AIM OF THE EXERCISE
Reproduce all of the data below without alteration; exclude every picture.

-- start --

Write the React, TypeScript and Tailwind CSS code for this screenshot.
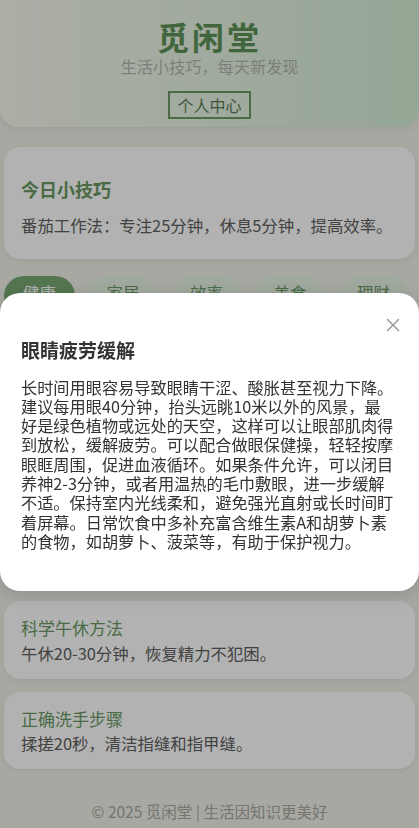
import React from "react";
import { X } from "lucide-react";

const FONT = { fontFamily: '"Noto Sans CJK SC", "Noto Sans", sans-serif' };

const categories = ["健康", "家居", "效率", "美食", "理财"];

const tips = [
  { title: "眼睛疲劳缓解", text: "每用眼40分钟，远眺放松5分钟。" },
  { title: "多喝温水", text: "每天饮水1500-2000毫升，少量多次。" },
  { title: "久坐起身活动", text: "每坐1小时，起身走动伸展5分钟。" },
  { title: "科学午休方法", text: "午休20-30分钟，恢复精力不犯困。" },
  { title: "正确洗手步骤", text: "揉搓20秒，清洁指缝和指甲缝。" },
];

const lines = [
  "长时间用眼容易导致眼睛干涩、酸胀甚至视力下降。",
  "建议每用眼40分钟，抬头远眺10米以外的风景，最",
  "好是绿色植物或远处的天空，这样可以让眼部肌肉得",
  "到放松，缓解疲劳。可以配合做眼保健操，轻轻按摩",
  "眼眶周围，促进血液循环。如果条件允许，可以闭目",
  "养神2-3分钟，或者用温热的毛巾敷眼，进一步缓解",
  "不适。保持室内光线柔和，避免强光直射或长时间盯",
  "着屏幕。日常饮食中多补充富含维生素A和胡萝卜素",
  "的食物，如胡萝卜、菠菜等，有助于保护视力。",
];

export default function App() {
  return (
    <div style={FONT} className="min-h-screen bg-[#f1f1e9]">
      <header className="flex flex-col items-center rounded-b-[18px] bg-gradient-to-r from-[#f7f9ee] to-[#d6efd6] pt-[17px] pb-[8px] shadow-[0_2px_8px_rgba(0,0,0,0.08)]">
        <h1 className="text-[32px] font-bold leading-[38px] tracking-[3px] text-[#5e9258]">觅闲堂</h1>
        <p className="text-[16.2px] leading-[22px] text-[#b3b6ae]">生活小技巧，每天新发现</p>
        <button className="mt-[14px] h-[28px] border-2 border-[#6a9a64] px-[7px] text-[16px] leading-[22px] text-[#587d54]">
          个人中心
        </button>
      </header>

      <main className="px-[4px]">
        <section className="mt-[19.5px] rounded-[16px] bg-white px-[17px] pt-[29px] pb-[22px] shadow-[0_2px_6px_rgba(0,0,0,0.06)]">
          <h2 className="mb-[11px] text-[18px] font-bold leading-[26px] text-[#6a9a64]">今日小技巧</h2>
          <p className="text-[16.4px] leading-[24px] text-[#606060]">
            番茄工作法：专注25分钟，休息5分钟，提高效率。
          </p>
        </section>

        <nav className="mt-[17px] flex gap-[12.5px]">
          {categories.map((c, i) => (
            <button
              key={c}
              className={
                i === 0
                  ? "flex h-[40px] w-[71px] shrink-0 items-center justify-center rounded-full bg-[#78a872] pb-[6px] text-[16.4px] text-white"
                  : "flex h-[40px] w-[71px] shrink-0 items-center justify-center rounded-full bg-[#e6f2e3] pb-[6px] text-[16.4px] text-[#6a9a64]"
              }
            >
              {c}
            </button>
          ))}
        </nav>

        <ul className="mt-[14px] flex flex-col gap-[13px]">
          {tips.map((t) => (
            <li key={t.title} className="rounded-[16px] bg-white px-[17px] py-[16px] shadow-[0_2px_6px_rgba(0,0,0,0.06)]">
              <h3 className="mb-[4.5px] text-[17px] leading-[21px] text-[#6a9a64]">{t.title}</h3>
              <p className="text-[16.4px] leading-[20px] text-[#606060]">{t.text}</p>
            </li>
          ))}
        </ul>
      </main>

      <footer className="pt-[32px] pb-[10px] text-center text-[15.5px] leading-[20px] text-[#a8a8a4]">
        © 2025 觅闲堂 | 生活因知识更美好
      </footer>

      <div className="fixed inset-0 bg-black/30 backdrop-blur-[0.6px]">
        <div className="relative mt-[293px] rounded-[20px] bg-white px-[21px] pt-[43px] pb-[40px] shadow-[0_4px_20px_rgba(0,0,0,0.15)]">
          <button className="absolute top-[21px] right-[15px] text-[#9a9a9a]" aria-label="关闭">
            <X size={22} strokeWidth={1.6} />
          </button>
          <h2 className="mb-[13.6px] text-[19px] font-bold leading-[28px] text-[#333]">眼睛疲劳缓解</h2>
          <p className="text-[16.2px] leading-[19.3px] text-[#333]">
            {lines.map((l, i) => (
              <React.Fragment key={i}>
                <span className="whitespace-nowrap">{l}</span>
                {i < lines.length - 1 && <br />}
              </React.Fragment>
            ))}
          </p>
        </div>
      </div>
    </div>
  );
}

-- end --

SOLUTION TO THE EXERCISE
Write the React, TypeScript and Tailwind CSS code for this screenshot.
import React from "react";
import { X } from "lucide-react";

const FONT = { fontFamily: '"Noto Sans CJK SC", "Noto Sans", sans-serif' };

const categories = ["健康", "家居", "效率", "美食", "理财"];

const tips = [
  { title: "眼睛疲劳缓解", text: "每用眼40分钟，远眺放松5分钟。" },
  { title: "多喝温水", text: "每天饮水1500-2000毫升，少量多次。" },
  { title: "久坐起身活动", text: "每坐1小时，起身走动伸展5分钟。" },
  { title: "科学午休方法", text: "午休20-30分钟，恢复精力不犯困。" },
  { title: "正确洗手步骤", text: "揉搓20秒，清洁指缝和指甲缝。" },
];

const lines = [
  "长时间用眼容易导致眼睛干涩、酸胀甚至视力下降。",
  "建议每用眼40分钟，抬头远眺10米以外的风景，最",
  "好是绿色植物或远处的天空，这样可以让眼部肌肉得",
  "到放松，缓解疲劳。可以配合做眼保健操，轻轻按摩",
  "眼眶周围，促进血液循环。如果条件允许，可以闭目",
  "养神2-3分钟，或者用温热的毛巾敷眼，进一步缓解",
  "不适。保持室内光线柔和，避免强光直射或长时间盯",
  "着屏幕。日常饮食中多补充富含维生素A和胡萝卜素",
  "的食物，如胡萝卜、菠菜等，有助于保护视力。",
];

export default function App() {
  return (
    <div style={FONT} className="min-h-screen bg-[#f1f1e9]">
      <header className="flex flex-col items-center rounded-b-[18px] bg-gradient-to-r from-[#f7f9ee] to-[#d6efd6] pt-[17px] pb-[8px] shadow-[0_2px_8px_rgba(0,0,0,0.08)]">
        <h1 className="text-[32px] font-bold leading-[38px] tracking-[3px] text-[#5e9258]">觅闲堂</h1>
        <p className="text-[16.2px] leading-[22px] text-[#b3b6ae]">生活小技巧，每天新发现</p>
        <button className="mt-[14px] h-[28px] border-2 border-[#6a9a64] px-[7px] text-[16px] leading-[22px] text-[#587d54]">
          个人中心
        </button>
      </header>

      <main className="px-[4px]">
        <section className="mt-[19.5px] rounded-[16px] bg-white px-[17px] pt-[29px] pb-[22px] shadow-[0_2px_6px_rgba(0,0,0,0.06)]">
          <h2 className="mb-[11px] text-[18px] font-bold leading-[26px] text-[#6a9a64]">今日小技巧</h2>
          <p className="text-[16.4px] leading-[24px] text-[#606060]">
            番茄工作法：专注25分钟，休息5分钟，提高效率。
          </p>
        </section>

        <nav className="mt-[17px] flex gap-[12.5px]">
          {categories.map((c, i) => (
            <button
              key={c}
              className={
                i === 0
                  ? "flex h-[40px] w-[71px] shrink-0 items-center justify-center rounded-full bg-[#78a872] pb-[6px] text-[16.4px] text-white"
                  : "flex h-[40px] w-[71px] shrink-0 items-center justify-center rounded-full bg-[#e6f2e3] pb-[6px] text-[16.4px] text-[#6a9a64]"
              }
            >
              {c}
            </button>
          ))}
        </nav>

        <ul className="mt-[14px] flex flex-col gap-[13px]">
          {tips.map((t) => (
            <li key={t.title} className="rounded-[16px] bg-white px-[17px] py-[16px] shadow-[0_2px_6px_rgba(0,0,0,0.06)]">
              <h3 className="mb-[4.5px] text-[17px] leading-[21px] text-[#6a9a64]">{t.title}</h3>
              <p className="text-[16.4px] leading-[20px] text-[#606060]">{t.text}</p>
            </li>
          ))}
        </ul>
      </main>

      <footer className="pt-[32px] pb-[10px] text-center text-[15.5px] leading-[20px] text-[#a8a8a4]">
        © 2025 觅闲堂 | 生活因知识更美好
      </footer>

      <div className="fixed inset-0 bg-black/30 backdrop-blur-[0.6px]">
        <div className="relative mt-[293px] rounded-[20px] bg-white px-[21px] pt-[43px] pb-[40px] shadow-[0_4px_20px_rgba(0,0,0,0.15)]">
          <button className="absolute top-[21px] right-[15px] text-[#9a9a9a]" aria-label="关闭">
            <X size={22} strokeWidth={1.6} />
          </button>
          <h2 className="mb-[13.6px] text-[19px] font-bold leading-[28px] text-[#333]">眼睛疲劳缓解</h2>
          <p className="text-[16.2px] leading-[19.3px] text-[#333]">
            {lines.map((l, i) => (
              <React.Fragment key={i}>
                <span className="whitespace-nowrap">{l}</span>
                {i < lines.length - 1 && <br />}
              </React.Fragment>
            ))}
          </p>
        </div>
      </div>
    </div>
  );
}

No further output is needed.